> OBJECTIVE:
In the data that follows, count each line holding the string "React"; answer with the number only.

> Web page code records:
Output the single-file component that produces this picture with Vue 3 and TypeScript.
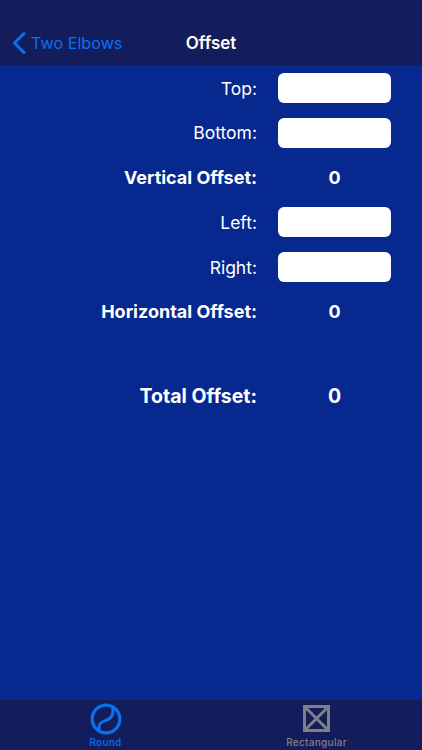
<script setup lang="ts">
interface Row { label: string; kind: 'input' | 'value' }
const rows: Row[] = [
  { label: 'Top:', kind: 'input' },
  { label: 'Bottom:', kind: 'input' },
  { label: 'Vertical Offset:', kind: 'value' },
  { label: 'Left:', kind: 'input' },
  { label: 'Right:', kind: 'input' },
  { label: 'Horizontal Offset:', kind: 'value' },
]
</script>

<template>
  <div class="screen">
    <header class="nav">
      <div class="back">
        <svg class="chev" width="14" height="24" viewBox="0 0 14 24" fill="none">
          <path d="M12 2.5 L2.5 12 L12 21.5" stroke="#0a70f0" stroke-width="3" stroke-linecap="round" stroke-linejoin="round" />
        </svg>
        <span>Two Elbows</span>
      </div>
      <div class="title">Offset</div>
    </header>

    <main class="content">
      <div v-for="r in rows" :key="r.label" class="row">
        <div class="label" :class="{ bold: r.kind === 'value' }">{{ r.label }}</div>
        <div v-if="r.kind === 'input'" class="field"></div>
        <div v-else class="value">0</div>
      </div>
      <div class="row total">
        <div class="label bold">Total Offset:</div>
        <div class="value">0</div>
      </div>
    </main>

    <footer class="tabs">
      <div class="tab active">
        <svg width="32" height="32" viewBox="0 0 32 32" fill="none">
          <circle cx="16" cy="16" r="13.8" stroke="#0a70f0" stroke-width="3.2" />
          <path d="M9.5 28 C7.5 20.5 11.5 18.8 16 17.3 C20.5 15.8 24.5 12.5 22.5 4" stroke="#0a70f0" stroke-width="3" />
        </svg>
        <span>Round</span>
      </div>
      <div class="tab">
        <svg width="28" height="28" viewBox="0 0 28 28" fill="none">
          <rect x="1.5" y="1.5" width="24" height="24" stroke="#7f7f86" stroke-width="3" />
          <path d="M2 2 L25 25 M25 2 L2 25" stroke="#7f7f86" stroke-width="3" />
        </svg>
        <span>Rectangular</span>
      </div>
    </footer>
  </div>
</template>

<style scoped>
.screen {
  width: 422px;
  height: 750px;
  display: flex;
  flex-direction: column;
  background: #07288f;
  font-family: Inter, "Liberation Sans", sans-serif;
  color: #fff;
  overflow: hidden;
}
.nav {
  height: 66px;
  flex: none;
  position: relative;
  display: flex;
  align-items: flex-end;
  justify-content: center;
  box-sizing: border-box;
  padding-bottom: 11px;
  background: #141d5c;
  border-bottom: 1px solid #10246f;
}
.back {
  position: absolute;
  left: 12px;
  bottom: 10px;
  display: flex;
  align-items: center;
  gap: 5px;
  color: #0a70f0;
  font-size: 16.2px;
  line-height: 24px;
}
.title {
  font-size: 17px;
  font-weight: 600;
  line-height: 22px;
}
.content {
  flex: 1;
  padding-top: 7px;
}
.row {
  height: 30px;
  margin-bottom: 14.8px;
  display: flex;
  align-items: center;
}
.label {
  width: 257px;
  text-align: right;
  font-size: 17.5px;
}
.label.bold {
  font-size: 18px;
  font-weight: 700;
}
.field {
  margin-left: 21px;
  width: 113px;
  height: 30px;
  border-radius: 6px;
  background: #fff;
}
.value {
  margin-left: 21px;
  width: 113px;
  text-align: center;
  font-size: 18px;
  font-weight: 700;
}
.total {
  margin-top: 54px;
}
.total .label,
.total .value {
  font-size: 19.5px;
}
.tabs {
  height: 51px;
  flex: none;
  display: flex;
  box-sizing: border-box;
  background: #141d5c;
  border-top: 1px solid #10246f;
}
.tab {
  flex: 1;
  display: flex;
  flex-direction: column;
  align-items: center;
  padding-top: 3px;
  color: #7f7f86;
  font-size: 10px;
  font-weight: 500;
  line-height: 12px;
  letter-spacing: 0.3px;
}
.tab svg {
  height: 32px;
  flex: none;
  margin-bottom: 1px;
}
.tab.active {
  color: #0a70f0;
}
</style>
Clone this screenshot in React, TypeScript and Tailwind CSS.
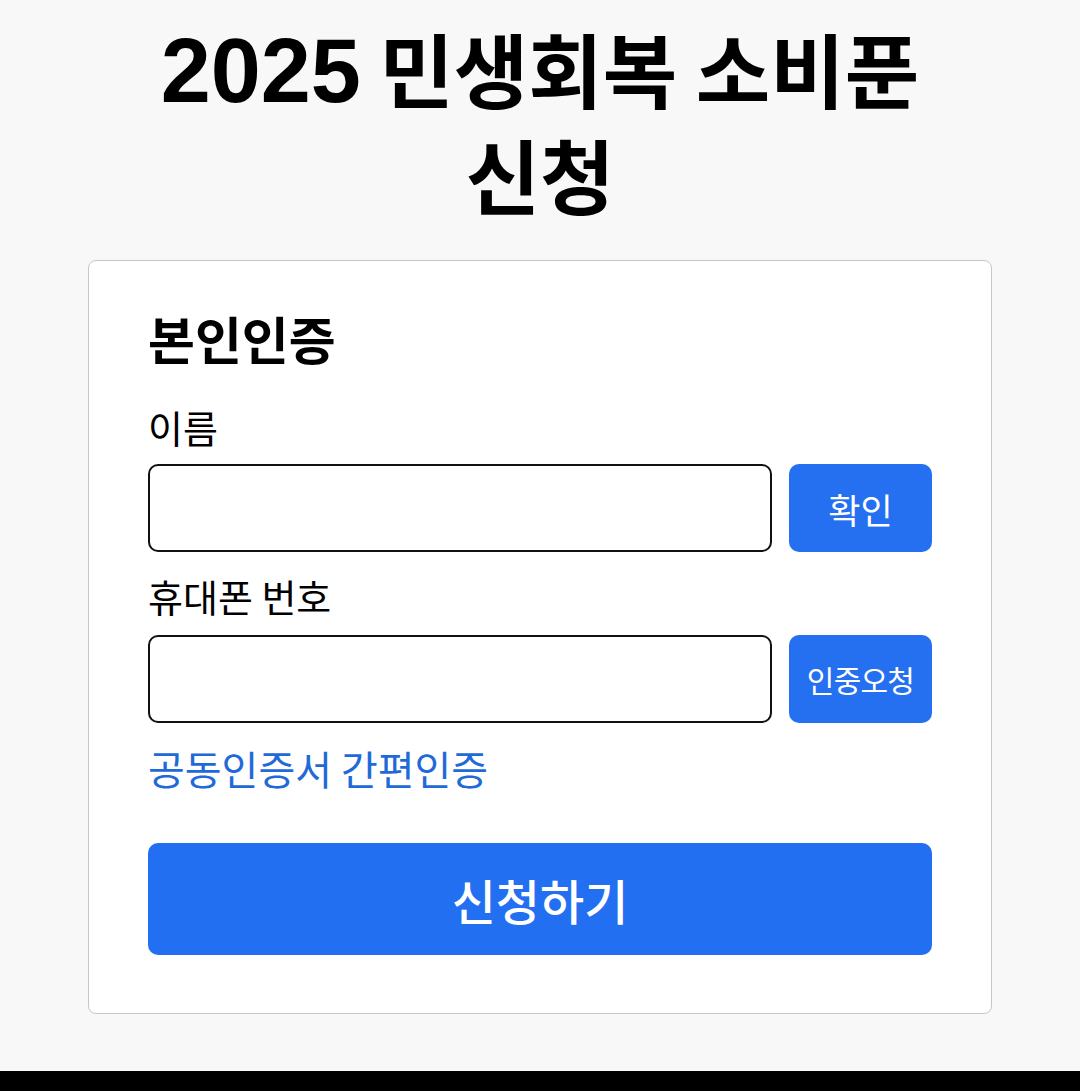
import React from 'react'

const KR = "font-['Noto_Sans_CJK_KR','Noto_Sans',sans-serif]"

export default function App() {
  return (
    <div className={`min-h-[1091px] bg-[#f8f8f8] flex flex-col ${KR}`}>
      <div className="flex-1 flex flex-col items-center">
        {/* 제목 */}
        <h1 className="mt-[16px] text-center text-[81px] leading-[101px] font-bold text-black">
          <span className="font-['Liberation_Sans',sans-serif] text-[90px]">2025</span> 민생회복 소비푼
          <br />
          신청
        </h1>

        {/* 본인인증 카드 */}
        <div className="mt-[37px] w-[904px] bg-white border border-[#c6c6c6] rounded-lg px-[59px] pt-[47px] pb-[58px]">
          <h2 className="text-[51px] leading-[60px] font-bold text-black">본인인증</h2>

          <label className="block mt-[37px] text-[38px] leading-[44px] text-black">이름</label>
          <div className="mt-[15px] flex gap-[17px]">
            <input className="flex-1 h-[88px] border-2 border-[#111111] rounded-[10px] bg-white outline-none px-4 text-[32px]" />
            <button className="w-[143px] h-[88px] rounded-[10px] bg-[#2470f0] text-white text-[35px] leading-none">확인</button>
          </div>

          <label className="block mt-[22px] text-[38px] leading-[44px] text-black">휴대폰 번호</label>
          <div className="mt-[17px] flex gap-[17px]">
            <input className="flex-1 h-[88px] border-2 border-[#111111] rounded-[10px] bg-white outline-none px-4 text-[32px]" />
            <button className="w-[143px] h-[88px] rounded-[10px] bg-[#2470f0] text-white text-[30px] leading-none tracking-tight">인중오청</button>
          </div>

          <a className="block mt-[23px] text-[40px] leading-[44px] text-[#1f6ad8]">공동인증서 간편인증</a>

          <button className="mt-[53px] w-full h-[112px] rounded-[10px] bg-[#236ff2] text-white text-[48px] font-medium leading-none">
            신청하기
          </button>
        </div>
      </div>
      <div className="h-[20px] bg-black" />
    </div>
  )
}
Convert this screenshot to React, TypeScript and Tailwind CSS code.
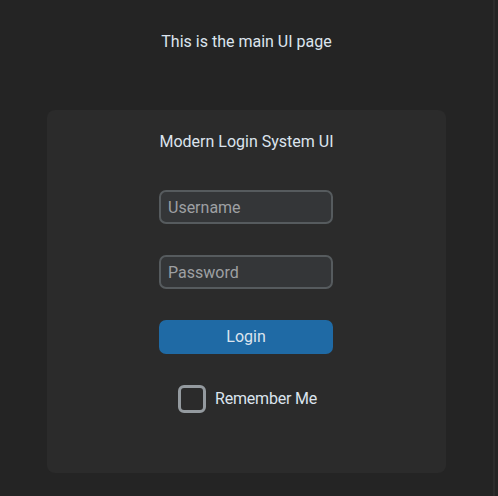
import React from "react";

export default function App() {
  return (
    <div
      className="w-[498px] h-[496px] bg-[#242424] flex overflow-hidden"
      style={{ fontFamily: "Roboto, 'Noto Sans', sans-serif" }}
    >
      <div className="w-[493px] h-full flex flex-col items-center">
        <div className="mt-[32px] h-[20px] leading-[20px] text-[16px] text-[#dce4ee]">
          This is the main UI page
        </div>
        <div className="mt-[58px] w-[399px] h-[363px] bg-[#2b2b2b] rounded-[8px] flex flex-col items-center">
          <div className="mt-[22px] h-[20px] leading-[20px] text-[16px] text-[#dce4ee]">
            Modern Login System UI
          </div>
          <input
            placeholder="Username"
            className="mt-[38px] ml-[-1px] w-[174px] h-[34px] rounded-[7px] border-2 border-[#565b5e] bg-[#343638] px-[7px] text-[16px] text-[#dce4ee] placeholder:text-[#9ea0a3] outline-none"
          />
          <input
            placeholder="Password"
            type="password"
            className="mt-[31px] ml-[-1px] w-[174px] h-[34px] rounded-[7px] border-2 border-[#565b5e] bg-[#343638] px-[7px] text-[16px] text-[#dce4ee] placeholder:text-[#9ea0a3] outline-none"
          />
          <button className="mt-[31px] ml-[-1px] w-[174px] h-[34px] rounded-[7px] bg-[#1f6aa5] text-[16px] text-[#dce4ee]">
            Login
          </button>
          <div className="mt-[31px] flex items-center gap-[9px] ml-[2px]">
            <div className="w-[28px] h-[28px] rounded-[6px] border-[3px] border-[#949a9f]" />
            <span className="text-[16px] text-[#dce4ee] tracking-[-0.2px]">Remember Me</span>
          </div>
        </div>
      </div>
      <div className="w-[2px] h-full bg-[#2c2c2c]" />
    </div>
  );
}
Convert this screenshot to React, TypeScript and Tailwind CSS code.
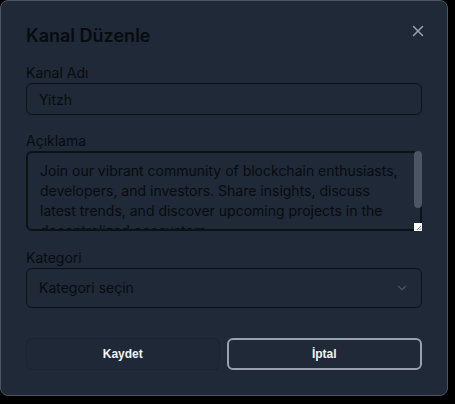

> ANSWER BELOW:
5